Di era pra-kemerdekaan peran angkatan muda dalam perjuangan sangat kental. Terbentuknya Budi Utomo 20 Mei 1908 yang
belakangan diabadikan sebagai Hari Kabangkitan Nasional yang menginspirasi tokoh-tokoh
politik merintis perjuangan-perjuangan melawan pemerintah kolonial, adalah
bukti nyata kebesaran peran pemuda. Di era orde lama pada dekade 50-an dan
60-an, angkatan muda juga menunjukkan kepeloporannya. Peristiwa di penghujung
1965 dan di awal 1966 yang tergambung dalam aksi-aksi KAMI- KAPPI yang menumbangkan tirani penguasa saat itu
juga bukti nyata kiprah pemuda. Pada era orde baru yang terkenal dengan politik
stabilitasnya peran pemuda dalam kegiatan ‘kritis’ terhadap penguasa itu secara
sistematis dan massif dikurangi bahkan dikekang habis. Tugas mahasiswa
adalah mencari ilmu dan oleh karenanya
harus belajar demi pembangunan. Bagitulah kira-kira maksudnya. Konsep Normalisasi Kegiatan Kampus ( NKK )

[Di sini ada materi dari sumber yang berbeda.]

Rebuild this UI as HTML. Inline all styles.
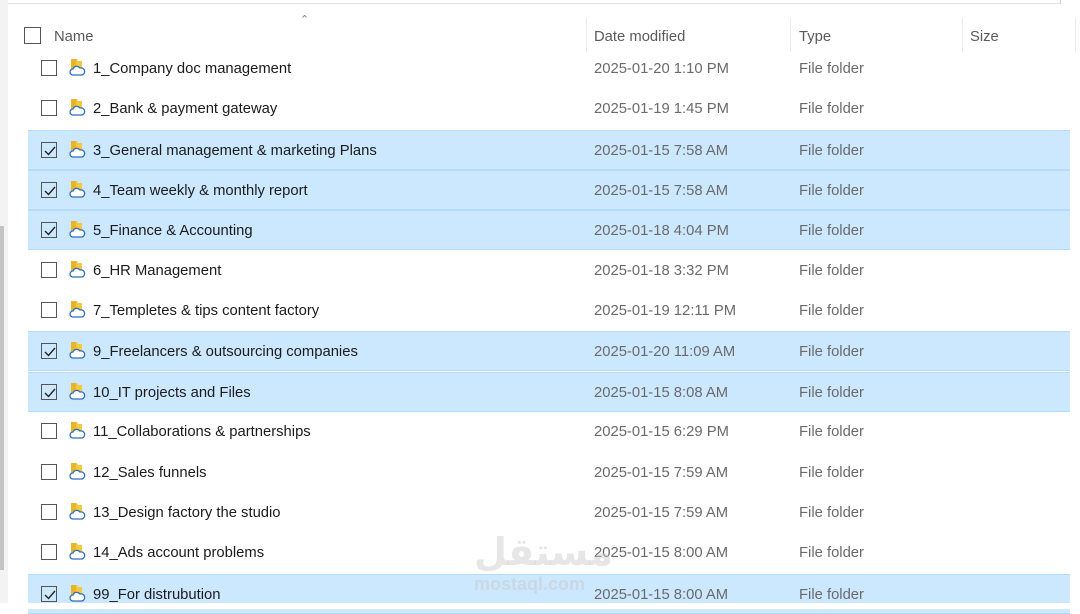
<!DOCTYPE html>
<html><head><meta charset="utf-8"><style>
*{margin:0;padding:0;box-sizing:border-box}
body{width:1080px;height:609px;background:#fff;position:relative;overflow:hidden;font-family:"Liberation Sans","DejaVu Sans",sans-serif;font-size:14.8px;color:#1b1b1b}
.abs{position:absolute}
.row{position:absolute;left:28px;width:1042px;height:40px}
.sel{background:#cce8ff;border-top:1px solid #b5dcff;border-bottom:1px solid #b5dcff}
.cb{position:absolute;left:13px;top:11px;width:16px;height:16px;border:1px solid #555;background:#fff}
.sel .cb{background:transparent}
.cb svg{position:absolute;left:1px;top:1px}
.ic{position:absolute;left:40px;top:9px}
.nm{position:absolute;left:65px;top:12px;white-space:nowrap}
.dt{position:absolute;left:566px;top:12px;color:#6a6a6a;white-space:nowrap}
.ty{position:absolute;left:771px;top:12px;color:#6a6a6a}
.hd{position:absolute;top:29px;color:#5a5a5a;font-size:14.8px}
.sep{position:absolute;top:18px;width:1px;height:34px;background:#ececec}
</style></head><body>
<div class="abs" style="left:0;top:3px;width:1060px;height:1px;background:#e3e3e3"></div>
<div class="abs" style="left:1060px;top:0;width:1px;height:4px;background:#d0d0d0"></div>
<div class="abs" style="left:0;top:0;width:8px;height:609px;background:#f3f3f3"></div>
<div class="abs" style="left:0;top:226px;width:4px;height:344px;background:#c4c4c4"></div>

<div class="abs" style="left:24px;top:27px;width:17px;height:17px;border:1px solid #555"></div>
<div class="hd" style="left:54px">Name</div>
<div class="abs" style="left:300px;top:13px;color:#888;font-size:11px">&#8963;</div>
<div class="sep" style="left:586px"></div>
<div class="hd" style="left:594px">Date modified</div>
<div class="sep" style="left:790px"></div>
<div class="hd" style="left:799px">Type</div>
<div class="sep" style="left:962px"></div>
<div class="hd" style="left:970px">Size</div>
<div class="sep" style="left:1075px"></div>

<div id="rows"></div>

<div class="abs" style="left:474px;top:530px;font-family:'DejaVu Sans',sans-serif;font-size:38px;font-weight:bold;color:rgba(200,200,200,0.45);direction:rtl">مستقل</div>
<div class="abs" style="left:474px;top:574px;font-size:18px;font-weight:bold;color:rgba(200,200,200,0.5)">mostaql.com</div>
<div class="abs" style="left:0;top:603px;width:1080px;height:6px;background:#fff"></div>

<script>
var d=[["1_Company doc management","2025-01-20 1:10 PM",0],["2_Bank & payment gateway","2025-01-19 1:45 PM",0],["3_General management & marketing Plans","2025-01-15 7:58 AM",1],["4_Team weekly & monthly report","2025-01-15 7:58 AM",1],["5_Finance & Accounting","2025-01-18 4:04 PM",1],["6_HR Management","2025-01-18 3:32 PM",0],["7_Templetes & tips content factory","2025-01-19 12:11 PM",0],["9_Freelancers & outsourcing companies","2025-01-20 11:09 AM",1],["10_IT projects and Files","2025-01-15 8:08 AM",1],["11_Collaborations & partnerships","2025-01-15 6:29 PM",0],["12_Sales funnels","2025-01-15 7:59 AM",0],["13_Design factory the studio","2025-01-15 7:59 AM",0],["14_Ads account problems","2025-01-15 8:00 AM",0],["99_For distrubution","2025-01-15 8:00 AM",1]];
var ic='<svg class="ic" width="20" height="20" viewBox="0 0 20 20"><path d="M3 1h6l1 2h4v8H3z" fill="#f5c842"/><path d="M3 1h5v10H3z" fill="#e8b528"/><path d="M5 17a3 3 0 0 1 0-6 4 4 0 0 1 7-1 3 3 0 0 1 2 7z" fill="#fff" stroke="#2d6fbf" stroke-width="1.3"/></svg>';
var chk='<svg width="14" height="14" viewBox="0 0 14 14"><path d="M2 7l3.5 3.5L12 3" fill="none" stroke="#222" stroke-width="1.4"/></svg>';
var h='';
d.forEach(function(r,i){var t=Math.round(49+40.35*i);
h+='<div class="row'+(r[2]?' sel':'')+'" style="top:'+t+'px"><div class="cb">'+(r[2]?chk:'')+'</div>'+ic+'<div class="nm">'+r[0].replace(/&/g,'&amp;')+'</div><div class="dt">'+r[1]+'</div><div class="ty">File folder</div></div>';});
document.getElementById('rows').innerHTML=h;
</script>
</body></html>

zaman Menteri Daoed Joesoef dan ‘transpolitisasi’ zaman Menteri Nugroho Notosusanto
adalah bukti historis mengenai hal itu.
Sampailah pada puncaknya bisul akibat kekakngan itu meletus. Apalagi, setelah
semakin banyak saja aktivis pemuda diciduk, bahkan ada yang tidak pernah pulang
dan hilang sampai sekarang. Sekitar Mei 1997 kekuasaan orde baru tumbang. Untuk
yang kesekian kalinya mahasiswa dengan gerakan reformasinya berperan besar
menumbangkan rezim kekuasaan yang lebih dari 30 tahun itu.

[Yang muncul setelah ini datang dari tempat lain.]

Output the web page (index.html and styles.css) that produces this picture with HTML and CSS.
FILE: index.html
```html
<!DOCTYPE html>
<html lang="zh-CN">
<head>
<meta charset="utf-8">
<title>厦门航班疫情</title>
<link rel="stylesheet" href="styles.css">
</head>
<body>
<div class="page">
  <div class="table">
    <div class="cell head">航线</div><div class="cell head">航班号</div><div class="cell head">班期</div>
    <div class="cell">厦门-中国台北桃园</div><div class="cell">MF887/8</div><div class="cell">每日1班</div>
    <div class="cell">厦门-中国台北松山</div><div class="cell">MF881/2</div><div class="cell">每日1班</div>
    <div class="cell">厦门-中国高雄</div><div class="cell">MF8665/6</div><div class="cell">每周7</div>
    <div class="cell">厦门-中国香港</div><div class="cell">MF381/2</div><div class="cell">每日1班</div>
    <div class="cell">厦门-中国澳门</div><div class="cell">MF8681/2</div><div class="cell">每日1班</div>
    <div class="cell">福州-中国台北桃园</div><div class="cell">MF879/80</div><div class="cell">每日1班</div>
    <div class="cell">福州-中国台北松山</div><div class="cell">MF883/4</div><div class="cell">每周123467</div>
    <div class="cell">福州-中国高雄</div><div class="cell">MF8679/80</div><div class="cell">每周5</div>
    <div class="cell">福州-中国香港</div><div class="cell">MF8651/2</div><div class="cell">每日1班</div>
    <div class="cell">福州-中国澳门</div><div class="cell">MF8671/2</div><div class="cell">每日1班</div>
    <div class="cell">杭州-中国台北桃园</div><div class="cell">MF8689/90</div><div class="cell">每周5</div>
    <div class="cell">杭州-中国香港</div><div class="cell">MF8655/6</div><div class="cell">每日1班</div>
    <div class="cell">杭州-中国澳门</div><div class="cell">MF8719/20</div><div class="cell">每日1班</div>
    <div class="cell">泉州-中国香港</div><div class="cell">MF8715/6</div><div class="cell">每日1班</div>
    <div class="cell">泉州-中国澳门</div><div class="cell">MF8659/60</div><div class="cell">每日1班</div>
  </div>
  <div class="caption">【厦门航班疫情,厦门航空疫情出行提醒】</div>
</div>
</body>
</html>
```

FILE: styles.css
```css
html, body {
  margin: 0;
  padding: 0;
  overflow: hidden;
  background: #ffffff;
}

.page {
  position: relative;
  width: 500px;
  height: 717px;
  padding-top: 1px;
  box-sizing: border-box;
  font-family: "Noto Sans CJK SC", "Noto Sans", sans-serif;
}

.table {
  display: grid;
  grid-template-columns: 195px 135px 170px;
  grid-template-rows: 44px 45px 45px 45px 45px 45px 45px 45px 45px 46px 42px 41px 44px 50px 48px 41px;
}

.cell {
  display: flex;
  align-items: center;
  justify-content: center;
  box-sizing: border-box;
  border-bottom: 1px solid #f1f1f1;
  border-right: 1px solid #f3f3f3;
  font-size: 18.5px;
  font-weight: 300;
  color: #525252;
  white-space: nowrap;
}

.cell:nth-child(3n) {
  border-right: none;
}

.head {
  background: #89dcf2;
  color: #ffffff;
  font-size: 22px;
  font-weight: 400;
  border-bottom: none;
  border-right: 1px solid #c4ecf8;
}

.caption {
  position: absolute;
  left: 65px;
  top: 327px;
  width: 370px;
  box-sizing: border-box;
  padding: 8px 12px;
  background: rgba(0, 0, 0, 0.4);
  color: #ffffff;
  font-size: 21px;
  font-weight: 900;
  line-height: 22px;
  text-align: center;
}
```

Singkat cerita perubahan-perubahan besar yang terjadi
dinegeri ini adalah tidak bisa lepas dari kiprah mahasiswa. Kehadirannya melawan ketidakadilan dan kesewenangan yang
terjadi di negeri ini telah menorehkan tinta emas sejarah. Kekompakan mereka
dalam mengekspresikan ‘perjuangan’ bahkan tanpa harus terbelenggu pada isu
SARA. Pertanyaannya, apakah dalam konteks sekarang kiprah tersebut masih urgen?
Problem bangsa
ini tampaknya tidak kunjung habis. Korupsi, kolusi, nepotisme di negeri ini
sudah sedemikian menggurita. Sekalipun setiap hari ada gerakan melawannya
tetapi seolah tidak pernah ada habisnya. Kita lihat semakin hari semakin banyak
pejabat ditangkap Komisi Pemberantasan Korupsi (KPK) tetapi semakin berani pula
para koruptor beraksi. KPK semakin garang tetapi penjahat negara juga semakin
jalang. Pada saat yang sama juga banyak kebijakan penyelenggaraan negara yang
tidak pro rakyat. Laju pemilik mewah semakin
deras pada saaat yang sama masih banyak
orang desa yang susah membeli beras. Kekayaan pejabat dan orang kaya menumpuk, akan tetapi setiap musim tanam
hampir semua petani sulit mendapatkan pupuk.
Ketimpangan-ketimpamngan tersebut harus ada yang mengontrol secara terus
menerus. Dalam konteks inilah peran pemuda bernama mahasiswa ugen Bersama
dengan media sosial lain, peran mahasiswa sangat diperlukan. Mata kuliah yang
cenderung hanya beriorientasi keilmuan (
scientific oriented ) terkadang kurang dapat memberikan iklim pola fikir
kritis terhadap lingkungan. Mencari wahana pengasah diri guna semakin
menajamkan sikap kritis mutlak diperlukan.
Dengan demikian,
menjadi mahasiswa tentu juga tidak sekedar berlomba meraih IP tinggi. Lebih
dari itu, mahasiswa harus menaikkan indeks kepekaannya. Belajar berorganisasi
yang baik dan kepeduliannya terhadap bahan bacaan di luar kurikulum yang seharusnya, adalah suatu keniscayaan.
Hal-hal semacam inilah nantinya yang akan membuatnya mandiri setamat dari PT,
bahkan pada saat nantinya tidak mendapat bagian ‘kue’ menjadi PNS. Tokoh-tokoh
politisi seperti Akbar Tanjung ( Golkar ), Slamet Effendy Yusuf ( Golkar ),
Romahurmudzy ( PPP), Andi Arif ( mantan jubir presiden ), Budiman Sujatmiko (
PDIP) Adian Napitupulu ( PDIP) dan tokoh
lain yang kini berkiprah di DPR adalah beberapa contoh mantan aktivis mahasiswa
yang tidak pernah bercita-cita menjadi PNS.